Sustainable Company Awards 2023

Accounting for every drop

As a provider of sustainable water management solutions for energy producers Select Water Solutions' senior vice president of corporate development, investor relations and sustainability Chris George outlines the potential for water recycling in the energy transition and the importance of water stewardship in traditional energy production.

Environmental Finance: Why is transparent sustainability reporting important to Select Water Solutions?

Chris George: Greenhouse gas (GHG) emissions are a top priority for us and Select initiated emissions reporting as part of its 2022 Sustainability Report. However, as a water-oriented company, we must offer transparency and visibility into the fundamental application of our business around water stewardship as well. We continue to increase the number of volumetric water reporting frameworks with historical data. For us, this means attracting talent, customers, and investors while providing a core sustainability framework essential to our business and market presence.

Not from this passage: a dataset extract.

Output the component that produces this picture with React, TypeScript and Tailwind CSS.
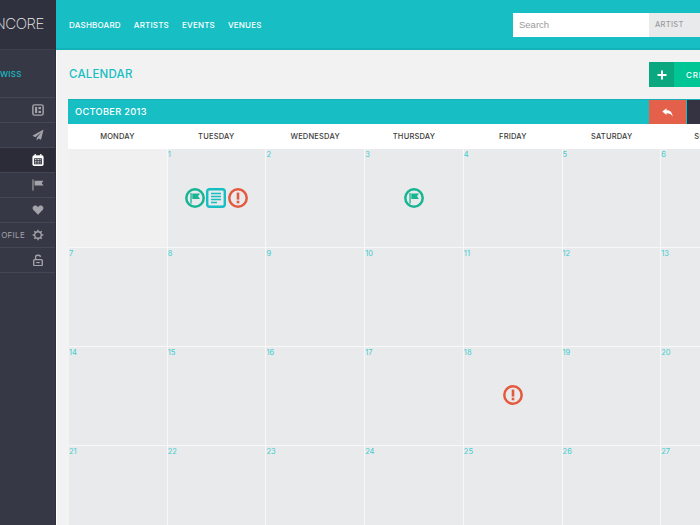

EF: What were the driving factors that are behind your desire to double water recycling volumes by 2025? What is the goal after that?

Chris GeorgeCG: Unlike GHG emissions, which are more intangible with global implications, water scarcity is a highly tangible and localised challenge. Each geographic area, whether dealing with water scarcity or efficient waste disposal, has its own unique dynamics. Our focus is on delivering customised localised solutions wherever we operate.

Our efforts to double the recycled water volumes primarily stem from the energy industry's initiative to move away from freshwater usage. This shift aims to eliminate the consumption of freshwater resources that compete with other essential demands such as municipal applications and agriculture, especially in the communities we operate in. This transition makes the industry self-sufficient, utilising the water we produce within a closed-loop, full-lifecycle solution.

By setting concrete targets, we establish an external framework that guides our actions, links to management compensation and provides a structure we can communicate to our customers regarding their water consumption practices in these areas.

EF: Is this an industry trend or are you trying to lead from the front in this area?

CG: The long-term trend toward advanced water recycling is central to our strategy. However, after evaluating over 200 different water technologies over a decade, including our own, we've realised there's no single solution to the problem. We must have a robust technology portfolio integrated with chemistry manufacturing and development expertise that allows us to ensure customised solutions can meet both the operational and economic needs of our customers as well as the regulatory requirements and stewardship desires of our communities.

Introducing a sustainability-linked framework to our credit facility was unprecedented in our industry. We spent time crafting ambitious yet achievable objectives that would consistently guide behaviour throughout the programme's duration. Our aim was to use a mix of metrics to promote consistent growth and advance recycling in the industry.

When we signed the agreement, we didn't have the necessary facilities in place to meet these targets. We recognised that achieving them would demand more capital investment and research and development with our customers. As for our safety metric, we set a 25% outperformance target relative to industry average standards, which would place us among the top companies in our industry, maintaining this level of consistency throughout the programme's lifespan.

EF: How sustainable can you be while serving the oil and gas industry?

CG: Water is a critical aspect of managing both traditional energy as well as the energy transition. Select is committed to focusing on stewarding water within the oil and gas sector as we believe that the demand for oil and gas will remain robust for years to come.

In the US, the rapid growth of unconventional shale development, particularly in natural gas, has presented one of the most significant opportunities for emission reduction over the past decade worldwide. Instead of moving this technical capability and responsible resource development out of the US to international actors who may not prioritise stewardship, we should be incentivised to promote sustainable development of our natural resources in the US.

Shifting oil demand and supply from the US to other international arenas would likely result in a significant increase in emissions intensity, which is counterproductive to our national and global energy transition objectives.

Regarding water stewardship, whether it involves rare earth mineral extraction for supporting electric vehicle development, direct air capture, carbon sequestration, or hydrogen production, all of these energy transition opportunities are highly water-intensive and require clean water applications. The potential stress on water resources from these energy transition opportunities is often underestimated.

In addition to supporting the energy transition, efficiently treating and recycling water produced from the traditional energy industry, followed by environmentally responsible discharge for beneficial reuse applications such as non-consumable agricultural development after proper cleaning, testing, and sustainable management, could potentially transform the industry into a net-positive contributor over the next five to ten years, rather than being a net consumer.